A team sport: PE and personalities
Private equity is a people business - this is an oft-repeated phrase at AVCJ events and certainly one that continues to be relevant.
How many of you have personally out on a limb for the sake of a deal you believed in? Over the years, I have been told of so many deals that were years in making as the GPs cultivated friendships with business owners and showed them how partnerships with private equity could be mutually beneficial. Even in auctions, the relationship between buyer and seller is a crucial factor.
However, it has been observed to me recently that there are fewer "personalities" in the private equity space than before, and that the industry has lost some of its highly opinionated and immensely quotable professionals who are seen at conferences and read about in media. While I don't agree with the first part about personalities, I think there is some truth in the second.

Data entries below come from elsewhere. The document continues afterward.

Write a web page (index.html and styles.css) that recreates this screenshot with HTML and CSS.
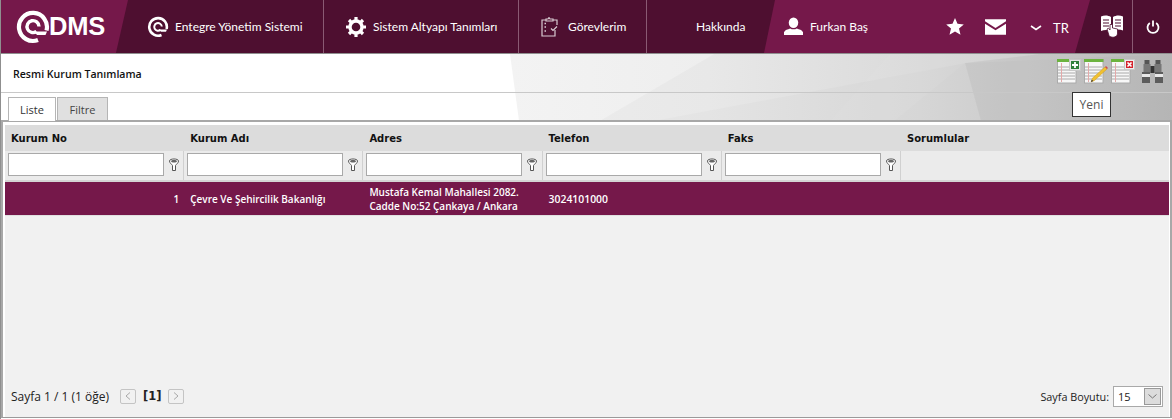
FILE: index.html
```html
<!DOCTYPE html>
<html lang="tr">
<head>
<meta charset="utf-8">
<title>Resmi Kurum Tanımlama</title>
<link rel="stylesheet" href="styles.css">
</head>
<body>
<header class="topbar">
  <a class="logo"><svg class="logo-mark" width="34" height="34" viewBox="0 0 34 34" fill="none" stroke="#fff"><path d="M22 30A14 14 0 1 1 30.500 20.500" stroke-width="4.200"/><path d="M20.500 21.500A6 6 0 1 1 23 16.500" stroke-width="3.400"/><path d="M18 21.500h13l-1.500 3.500H21z" fill="#fff" stroke="none"/></svg><span class="logo-text">DMS</span></a>
  <nav class="mainnav">
    <a class="navitem nav-a"><svg width="22" height="22" viewBox="0 0 22 22" fill="none" stroke="#fff"><path d="M14.500 19A8.800 8.800 0 1 1 19.600 13" stroke-width="2.600"/><path d="M13.500 13.800A3.800 3.800 0 1 1 14.800 10.500" stroke-width="2"/><path d="M11.500 13.500h8.500l-1 2.300h-5z" fill="#fff" stroke="none"/></svg><span>Entegre Yönetim Sistemi</span></a>
    <a class="navitem nav-b"><svg width="20" height="20" viewBox="0 0 20 20"><circle cx="10" cy="10" r="6" fill="none" stroke="#fff" stroke-width="3.400"/><g stroke="#fff" stroke-width="3.200"><path d="M10 0v4M10 16v4M0 10h4M16 10h4M3 3l2.800 2.800M14.200 14.200L17 17M3 17l2.800-2.800M14.200 5.800L17 3"/></g></svg><span>Sistem Altyapı Tanımları</span></a>
    <a class="navitem nav-c"><svg width="18" height="20" viewBox="0 0 18 20" fill="none" stroke="#d9ccd3" stroke-width="1.200"><path d="M5 3H1v16h13v-6M12 3h4v5M5 4V2h2l1-1.400 1 1.400h3v2z"/><path d="M3.500 6.500h1.500M3.500 10h1.500M3.500 14h1.500" stroke-width="1.500"/><path d="M10 11.500l2 2 4-4"/></svg><span>Görevlerim</span></a>
    <a class="navitem nav-d"><span>Hakkında</span></a>
  </nav>
  <div class="userzone">
    <div class="user"><svg width="19" height="19" viewBox="0 0 20 20" fill="#fff"><ellipse cx="10" cy="6" rx="5" ry="5.500"/><path d="M0 19v-3c1-2.500 4-3 6.500-4 2 1.200 5 1.200 7 0 2.500 1 5.500 1.500 6.500 4v3z"/></svg><span>Furkan Baş</span></div>
    <div class="tools">
      <svg width="18" height="17" viewBox="0 0 18 17" fill="#fff"><path d="M9 0l2.500 5.800 6.300.6-4.800 4.100 1.500 6.200L9 13.400l-5.500 3.300L5 10.500.2 6.400l6.300-.6z"/></svg>
      <svg class="mail" width="21" height="16" viewBox="0 0 22 16" fill="#fff"><path d="M0 0h22v2L11 9 0 2z"/><path d="M0 4.500L11 11.500 22 4.500V16H0z"/></svg>
      <svg class="chev" width="12" height="6" viewBox="0 0 12 6" fill="none" stroke="#fff" stroke-width="1.600"><path d="M1 1l5 3.500L11 1"/></svg>
      <span class="lang">TR</span>
    </div>
  </div>
  <a class="bookbtn"><svg width="24" height="25" viewBox="0 0 24 25"><path d="M1 2.500c3-1.500 7-1.500 10 .5v14c-3-1.500-7-1.500-10 0zM13 3c3-2 7-2 10-.5v14c-3-1.500-7-1.500-10 0z" fill="#fff"/><path d="M3 6h6M3 9h6M3 12h6M15 6h6M15 9h6M15 12h6" stroke="#4e0f30" stroke-width="1.200"/><path d="M7 15l1.500-.8 1.500 1.800V10.500h2.500V14l5 1v5c-1 4-7 4-8.500 1.500z" fill="#fff" stroke="#4e0f30" stroke-width=".8"/></svg></a>
  <a class="powerbtn"><svg width="14" height="14" viewBox="0 0 14 14" fill="none" stroke="#fff" stroke-width="1.800"><path d="M7 .5v6"/><path d="M3.800 3a5.500 5.500 0 1 0 6.400 0"/></svg></a>
</header>

<main class="page">
  <svg class="backdrop" viewBox="0 0 1172 89" width="1172" height="89">
    <defs><linearGradient id="fade" x1="510" x2="1172" y1="0" y2="0" gradientUnits="userSpaceOnUse"><stop offset="0" stop-color="#f3f3f3"/><stop offset=".3" stop-color="#eeeeee"/><stop offset=".62" stop-color="#e0e0e0"/><stop offset="1" stop-color="#c6c6c6"/></linearGradient></defs>
    <path d="M510 0H1172V89H522z" fill="url(#fade)"/>
    <path d="M562 89L714 0H1172V89z" fill="#000" opacity=".025"/>
    <path d="M610 75L965 9 1172 0V89H610z" fill="#000" opacity=".015"/>
    <path d="M811 89L890 0H1040L965 9 868 89z" fill="#fff" opacity=".05"/>
    <path d="M965 9L1040 0H1172V89H987z" fill="#000" opacity=".04"/>
  </svg>
  <div class="titlebar">
    <h1>Resmi Kurum Tanımlama</h1>
    <div class="toolbar">
      <svg width="25" height="25" viewBox="0 0 25 25"><use href="#sheet"/><rect x="12.500" y=".5" width="11" height="11" fill="#e8e8e8" stroke="#c8c8c8"/><rect x="14" y="2" width="8" height="8" fill="#2f7f3a"/><path d="M18 3v6M15 6h6" stroke="#fff" stroke-width="1.800"/></svg>
      <svg width="25" height="25" viewBox="0 0 25 25"><use href="#sheet"/><path d="M7 23l1.500-4L21 8l2 2L10.500 21.500z" fill="#f0c030" stroke="#c59010" stroke-width=".4"/><path d="M7 23l.7-2.300 1.700 1.400z" fill="#333"/><path d="M21 8l1-1 2 2-1 1z" fill="#d24a4a"/></svg>
      <svg width="25" height="25" viewBox="0 0 25 25"><use href="#sheet"/><rect x="13.500" y=".5" width="10" height="10" fill="#eee" stroke="#c8c8c8"/><rect x="15" y="2" width="7" height="7" fill="#d4222c"/><path d="M16.500 3.500l4 4M20.500 3.500l-4 4" stroke="#fff" stroke-width="1.600"/></svg>
      <svg class="bino" width="21" height="23" viewBox="0 0 21 23"><rect x="2.500" y="0" width="5" height="4" fill="#555"/><rect x="13.500" y="0" width="5" height="4" fill="#555"/><rect x="1.500" y="4" width="7" height="9" fill="#777"/><rect x="12.500" y="4" width="7" height="9" fill="#777"/><rect x="0" y="12" width="8" height="11" fill="#5c5c5c"/><rect x="13" y="12" width="8" height="11" fill="#5c5c5c"/><rect x="0" y="14" width="8" height="3" fill="#e8e8e8"/><rect x="13" y="14" width="8" height="3" fill="#e8e8e8"/><rect x="8.500" y="6" width="4" height="7" fill="#333"/></svg>
    </div>
  </div>
  <div class="tabs">
    <a class="tab active">Liste</a>
    <a class="tab">Filtre</a>
  </div>
  <div class="tooltip">Yeni</div>
  <section class="panel">
    <div class="grid">
      <div class="row head">
        <div class="cell">Kurum No</div><div class="cell">Kurum Adı</div><div class="cell">Adres</div><div class="cell">Telefon</div><div class="cell">Faks</div><div class="cell">Sorumlular</div>
      </div>
      <div class="row filters">
        <div class="fcell"><input type="text" aria-label="Kurum No"><svg class="funnel"><use href="#funnel"/></svg></div>
        <div class="fcell"><input type="text" aria-label="Kurum Adı"><svg class="funnel"><use href="#funnel"/></svg></div>
        <div class="fcell"><input type="text" aria-label="Adres"><svg class="funnel"><use href="#funnel"/></svg></div>
        <div class="fcell"><input type="text" aria-label="Telefon"><svg class="funnel"><use href="#funnel"/></svg></div>
        <div class="fcell"><input type="text" aria-label="Faks"><svg class="funnel"><use href="#funnel"/></svg></div>
        <div class="fcell"></div>
      </div>
      <div class="row data">
        <div class="cell num">1</div><div class="cell">Çevre Ve Şehircilik Bakanlığı</div><div class="cell">Mustafa Kemal Mahallesi 2082. Cadde No:52 Çankaya / Ankara</div><div class="cell tel">3024101000</div><div class="cell"></div><div class="cell"></div>
      </div>
    </div>
    <footer class="pager">
      <div class="pages"><span>Sayfa 1 / 1 (1 öğe)</span>
        <button class="pg" aria-label="Önceki"><svg width="6" height="8" viewBox="0 0 6 8" fill="none" stroke="#a8a8a8"><path d="M5 .5L1 4l4 3.500"/></svg></button>
        <b>[1]</b>
        <button class="pg" aria-label="Sonraki"><svg width="6" height="8" viewBox="0 0 6 8" fill="none" stroke="#a8a8a8"><path d="M1 .5L5 4 1 7.500"/></svg></button>
      </div>
      <div class="size"><span>Sayfa Boyutu:</span><div class="select"><span>15</span><i><svg width="9" height="5" viewBox="0 0 9 5" fill="none" stroke="#777"><path d="M.5.500l4 3.500 4-3.500"/></svg></i></div></div>
    </footer>
  </section>
</main>
<svg class="defs" width="0" height="0">
  <defs>
    <g id="sheet"><rect x=".5" y=".5" width="18.500" height="23.500" fill="#f7f7f7" stroke="#aaa"/><rect x="0" y="0" width="19.500" height="3" fill="#6cb33f"/><path d="M1 8h17M1 11h17M1 14h17M1 17h17M1 20h17" stroke="#aaa"/><path d="M4.500 4v19" stroke="#e3a9a9"/></g>
    <g id="funnel"><path d="M.5 3C.5.300 9.500.300 9.500 3 9.500 5 7 6.500 6.500 7.500V12.500h-3V7.500C3 6.500.5 5 .5 3z" fill="#fff" stroke="#555"/><path d="M2 3.300c0-1.700 6-1.700 6 0C8 5 2 5 2 3.300z" fill="#666"/></g>
  </defs>
</svg>
</body>
</html>
```
FILE: styles.css
```css
* { box-sizing: border-box; }
html, body { margin: 0; height: 100%; }
body { width: 1172px; height: 419px; overflow: hidden; background: #fff; font-family: "Open Sans", "Noto Sans", sans-serif; font-size: 12px; color: #1a1a1a; }
.defs { position: absolute; }

.topbar { display: flex; height: 54px; background: #4e0f30; border-bottom: 1px solid #8f8f8f; border-left: 1px solid #8f8f8f; color: #fff; font-family: Lato, "Open Sans", sans-serif; font-size: 12px; position: relative; }
.logo { width: 127px; flex: none; background: #75184a; clip-path: polygon(0 0, 100% 0, 90.500% 100%, 0 100%); display: flex; align-items: center; padding-left: 15px; }
.logo-mark { flex: none; }
.logo-text { font-family: "Liberation Sans", sans-serif; font-weight: 700; font-size: 25.500px; letter-spacing: -.2px; margin-left: -1px; }
.mainnav { display: flex; height: 100%; }
.navitem { display: flex; align-items: center; border-right: 1px solid #8a5a73; color: #fff; height: 100%; }
.nav-a { width: 196px; padding-left: 19px; gap: 6px; }
.nav-b { width: 195px; padding-left: 22px; gap: 7px; }
.nav-c { width: 128px; padding-left: 22px; gap: 9px; }
.nav-d { width: 118px; padding-left: 49px; border-right: 0; }
.userzone { width: 326px; flex: none; background: #75184a; clip-path: polygon(11px 0, 100% 0, 311px 100%, 0 100%); display: flex; align-items: center; padding-left: 20px; margin-left: -1px; }
.user { display: flex; align-items: center; gap: 7px; width: 162px; }
.tools { display: flex; align-items: center; }
.mail { margin-left: 21px; }
.chev { margin-left: 24px; margin-top: 3px; }
.lang { margin-left: 11px; margin-top: 3px; font-size: 13px; }
.bookbtn { width: 43px; flex: none; display: flex; align-items: center; justify-content: center; border-right: 1px solid #8a5a73; padding: 0 0 0 2px; }
.powerbtn { flex: 1; display: flex; align-items: center; justify-content: center; }

.page { position: relative; height: 365px; border-left: 1px solid #8f8f8f; }
.backdrop { position: absolute; left: -1px; top: 0; z-index: -1; }
.titlebar { display: flex; align-items: center; justify-content: space-between; height: 39px; border-bottom: 1px solid #c8c8c8; padding: 0 0 0 12px; }
h1 { margin: 1px 0 0; font-size: 10.600px; font-weight: 600; color: #111; }
.toolbar { display: flex; align-items: center; gap: 2px; padding: 0 9px 0 0; margin-top: -4px; }
.bino { margin-left: 4px; }
.tabs { display: flex; gap: 1px; padding: 4px 0 0 7px; height: 27px; }
.tab { display: flex; align-items: center; justify-content: center; height: 23px; border: 1px solid #b5b5b5; border-bottom: 0; background: #e0e0e0; width: 51px; color: #444; font-size: 11px; }
.tab.active { background: #fff; width: 48px; color: #333; height: 24px; position: relative; z-index: 1; }
.tooltip { position: absolute; left: 1071px; top: 38px; width: 39px; height: 25px; border: 1px solid #333; background: #fff; display: flex; align-items: center; justify-content: center; color: #555; font-size: 12px; z-index: 2; }

.panel { height: 298px; border-top: 2px solid #a8a8a8; border-left: 2px solid #a8a8a8; border-right: 2px solid #a8a8a8; border-bottom: 1px solid #9a9a9a; background: #fff; display: flex; flex-direction: column; padding: 3px 1px 0 2px; }
.grid { flex: 1; background: #f1f1f1; }
.row { display: grid; grid-template-columns: repeat(5, 179.200px) 1fr; }
.head { height: 26px; background: #dcdcdc; align-items: center; font-family: "DejaVu Sans", Verdana, sans-serif; font-weight: 700; font-size: 10px; color: #111; }
.head .cell { padding-left: 6px; }
.filters { height: 31px; background: #ebebeb; border-bottom: 2px solid #d4d4d4; }
.fcell { display: flex; align-items: center; padding: 0 0 3px 3px; gap: 5px; border-right: 1px solid #d0d0d0; }
.fcell:last-child { border-right: 0; }
.fcell input { width: 156px; height: 23px; border: 1px solid #a9a9a9; background: #fff; margin: 0; padding: 0; flex: none; }
.funnel { width: 10px; height: 13px; flex: none; }
.data { height: 34px; background: #75184a; color: #fff; align-items: center; font-size: 10px; font-weight: 600; line-height: 14px; border-bottom: 1px solid #e0e0e0; }
.data .cell { padding-left: 6px; padding-right: 14px; }
.data .num { text-align: right; padding-right: 5px; }
.data .tel { font-size: 10.400px; }
.pager { height: 40px; background: #f1f1f1; display: flex; align-items: center; justify-content: space-between; padding: 0 6px 2px 6px; }
.pages { display: flex; align-items: center; font-size: 12px; color: #222; }
.pages span { width: 100px; }
.pg { width: 16px; height: 15px; padding: 0; display: flex; align-items: center; justify-content: center; background: #f1f1f1; border: 1px solid #c4c4c4; border-radius: 2px; margin-left: 9px; }
.pages b { width: 18px; margin: 0 0 0 7px; font-size: 11.500px; font-family: "DejaVu Sans", sans-serif; }
.pages b + .pg { margin-left: 7px; }
.size { display: flex; align-items: center; gap: 4px; font-size: 10.800px; color: #222; }
.select { width: 50px; height: 21px; border: 1px solid #a9a9a9; background: #fff; display: flex; justify-content: space-between; align-items: center; padding: 0 1px 0 4px; font-size: 11px; }
.select i { width: 17px; height: 17px; background: #dcdcdc; border: 1px solid #999; display: flex; align-items: center; justify-content: center; }
```
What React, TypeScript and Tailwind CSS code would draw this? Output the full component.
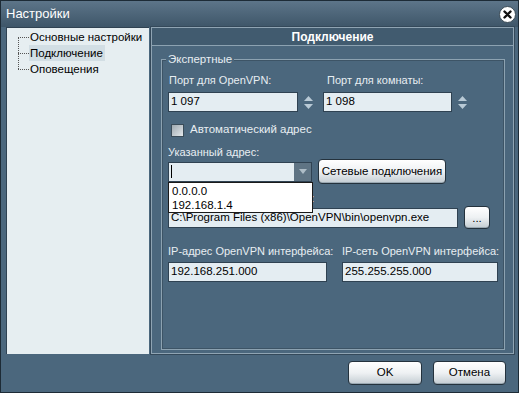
import React from 'react';

const font = { fontFamily: '"Liberation Sans", Arial, sans-serif' };

function Spinner() {
  return (
    <div className="flex flex-col items-center justify-center gap-[3px] w-[20px]">
      <svg width="9" height="5" viewBox="0 0 9 5"><path d="M0 5 L4.5 0 L9 5 Z" fill="#b9cad6" /></svg>
      <svg width="9" height="5" viewBox="0 0 9 5"><path d="M0 0 L4.5 5 L9 0 Z" fill="#b9cad6" /></svg>
    </div>
  );
}

function Field({ value, className }: { value: string; className: string }) {
  return (
    <div
      className={`h-[20px] bg-[#e4edf2] border border-[#2f4252] flex items-center pl-[2px] text-[11.5px] text-black leading-none whitespace-nowrap overflow-hidden ${className}`}
    >
      {value}
    </div>
  );
}

function Btn({ children, className }: { children: React.ReactNode; className: string }) {
  return (
    <div
      className={`rounded-[4px] border border-[#24323d] bg-gradient-to-b from-[#ffffff] via-[#eef1f3] to-[#c3ccd2] flex items-center justify-center text-[11.5px] text-black whitespace-nowrap shadow-[inset_0_-1px_0_#9aa8b2] shrink-0 ${className}`}
    >
      {children}
    </div>
  );
}

export default function App() {
  return (
    <div
      style={font}
      className="w-[519px] h-[393px] bg-[#4b677d] border border-[#1d2b36] flex flex-col overflow-hidden whitespace-nowrap"
    >
      {/* Title bar */}
      <div className="h-[26px] flex items-center justify-between pl-[5px] pr-[2px] bg-gradient-to-b from-[#5d7589] to-[#3e5669]">
        <span className="text-[13px] text-white">Настройки</span>
        <div className="w-[17px] h-[17px] rounded-full bg-white border border-[#3a4a55] flex items-center justify-center">
          <svg width="9" height="9" viewBox="0 0 9 9">
            <path d="M1.5 1.5 L7.5 7.5 M7.5 1.5 L1.5 7.5" stroke="#111" strokeWidth="2.4" strokeLinecap="round" />
          </svg>
        </div>
      </div>

      {/* Body */}
      <div className="flex h-[327px] pl-[5px] pr-[4px] gap-[2px]">
        {/* Tree */}
        <div className="w-[143px] shrink-0 bg-[#e6eef1] border-l border-t border-[#2f4252] pt-[1px] text-[11.5px] text-black relative">
          <div className="absolute left-[11px] top-[9px] h-[32px] border-l border-dotted border-[#555]" />
          {['Основные настройки', 'Подключение', 'Оповещения'].map((t, i) => (
            <div key={t} className="flex items-center h-[16px]">
              <span className="ml-[11px] w-[11px] border-t border-dotted border-[#555]" />
              <span className={`pl-[1px] pr-[2px] leading-[16px] ${i === 1 ? 'bg-[#d2dee4]' : ''}`}>{t}</span>
            </div>
          ))}
        </div>

        {/* Right panel */}
        <div className="flex-1 min-w-0 flex flex-col border border-[#8fa4b3] shadow-[0_0_0_1px_#34495a]">
          <div className="h-[18px] bg-[#415b6f] border-b border-[#8ca2b1] flex items-center justify-center text-[12px] font-bold text-white">
            Подключение
          </div>
          <div className="flex-1 pt-[13px] pl-[9px] pr-[8px] pb-[3px]">
            <div className="h-full border border-[#8ca2b1] shadow-[inset_0_0_0_1px_#3d5466] relative pl-[6px] pt-[13px] text-[11px]">
              <span className="absolute -top-[8px] left-[4px] px-[2px] bg-[#4b677d] text-[#e8eef2] leading-[14px] text-[11.5px]">
                Экспертные
              </span>

              {/* Ports */}
              <div className="flex text-[#e8eef2]">
                <div className="w-[155px] flex flex-col">
                  <span className="leading-[14px] pl-[1px]">Порт для OpenVPN:</span>
                  <div className="flex mt-[5px]">
                    <Field value="1 097" className="w-[130px]" />
                    <Spinner />
                  </div>
                </div>
                <div className="flex flex-col">
                  <span className="leading-[14px] pl-[4px]">Порт для комнаты:</span>
                  <div className="flex mt-[5px]">
                    <Field value="1 098" className="w-[129px]" />
                    <Spinner />
                  </div>
                </div>
              </div>

              {/* Checkbox */}
              <div className="flex items-center mt-[11px] ml-[3px] h-[14px] gap-[6px]">
                <div className="w-[13px] h-[13px] border border-[#3a4c59] bg-gradient-to-br from-[#9fa9b0] to-[#e3e8eb]" />
                <span className="text-[#e8eef2] text-[11.5px]">Автоматический адрес</span>
              </div>

              {/* Address */}
              <div className="mt-[8px] text-[#e8eef2] leading-[14px]">Указанный адрес:</div>
              <div className="flex items-center h-[25px] gap-[6px]">
                <div className="relative shrink-0">
                  <div className="w-[144px] h-[20px] flex border border-[#2f4252] bg-[#e4edf2]">
                    <div className="flex-1 flex items-center pl-[2px]">
                      <span className="w-[1px] h-[13px] bg-black" />
                    </div>
                    <div className="w-[17px] bg-[#5f7484] flex items-center justify-center">
                      <svg width="8" height="5" viewBox="0 0 8 5"><path d="M0 0 L4 5 L8 0 Z" fill="#aebdc7" /></svg>
                    </div>
                  </div>
                  <div className="absolute left-0 top-[20px] w-[145px] h-[31px] bg-white border border-[#1a1a1a] z-10 text-black text-[11.5px] pl-[3px] pt-[1px] leading-[14px]">
                    <div>0.0.0.0</div>
                    <div>192.168.1.4</div>
                  </div>
                </div>
                <Btn className="w-[128px] h-[25px]">Сетевые подключения</Btn>
              </div>

              {/* Path */}
              <div className="mt-[7px] text-[#e8eef2] leading-[14px]">Путь к программе OpenVPN:</div>
              <div className="flex items-center h-[23px] gap-[6px] mt-[1px]">
                <Field value="C:\Program Files (x86)\OpenVPN\bin\openvpn.exe" className="w-[290px]" />
                <Btn className="w-[26px] h-[23px] items-end pb-[4px] text-[10px] leading-none">...</Btn>
              </div>

              {/* IP */}
              <div className="flex mt-[15px] text-[#e8eef2]">
                <div className="w-[174px] flex flex-col">
                  <span className="leading-[14px]">IP-адрес OpenVPN интерфейса:</span>
                  <Field value="192.168.251.000" className="w-[159px] mt-[4px]" />
                </div>
                <div className="flex flex-col">
                  <span className="leading-[14px]">IP-сеть OpenVPN интерфейса:</span>
                  <Field value="255.255.255.000" className="w-[156px] mt-[4px]" />
                </div>
              </div>
            </div>
          </div>
        </div>
      </div>

      {/* Footer */}
      <div className="flex-1 flex justify-end items-start gap-[11px] pt-[7px] pr-[12px]">
        <Btn className="w-[74px] h-[24px]">OK</Btn>
        <Btn className="w-[73px] h-[24px]">Отмена</Btn>
      </div>
    </div>
  );
}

First, many of the more successful private equity firms are much larger nowadays and employ a larger number of staff. Many of these professionals come from other parts of the financial world; parts in people are well-known for keeping things close to the vest. Indeed, in our experience as conference organizers, speakers with such backgrounds are usually very thoughtful and eloquent but rarely delve into the controversial.
Corporate cultures aside, that's probably the right thing to do in the era of social media where it is all too easy for words to be taken out of context, creating unwanted trouble for employers and employees.
However, what's more interesting - or frustrating - is that some people correlate outward displays of emotion with actual investment success. I would say that is that it certainly much harder now for many to emulate the successes of the past, in particular building firms with their names on the door. But it is by no means the case that the top GPs are less competent or entrepreneurial. Rather, the industry has evolved and the rewards are split more evenly than before, perhaps because there is a much larger pie.
In this sense, comparisons between past and present are unfair. Top firms today are built on teams of professionals that include risk managers, legal counsel, corporate communications executives, and so on - not just investment professionals, although they remain the core to these GPs' success. Yes, private equity is and will continue to be a people's business, but these people aren't by themselves anymore.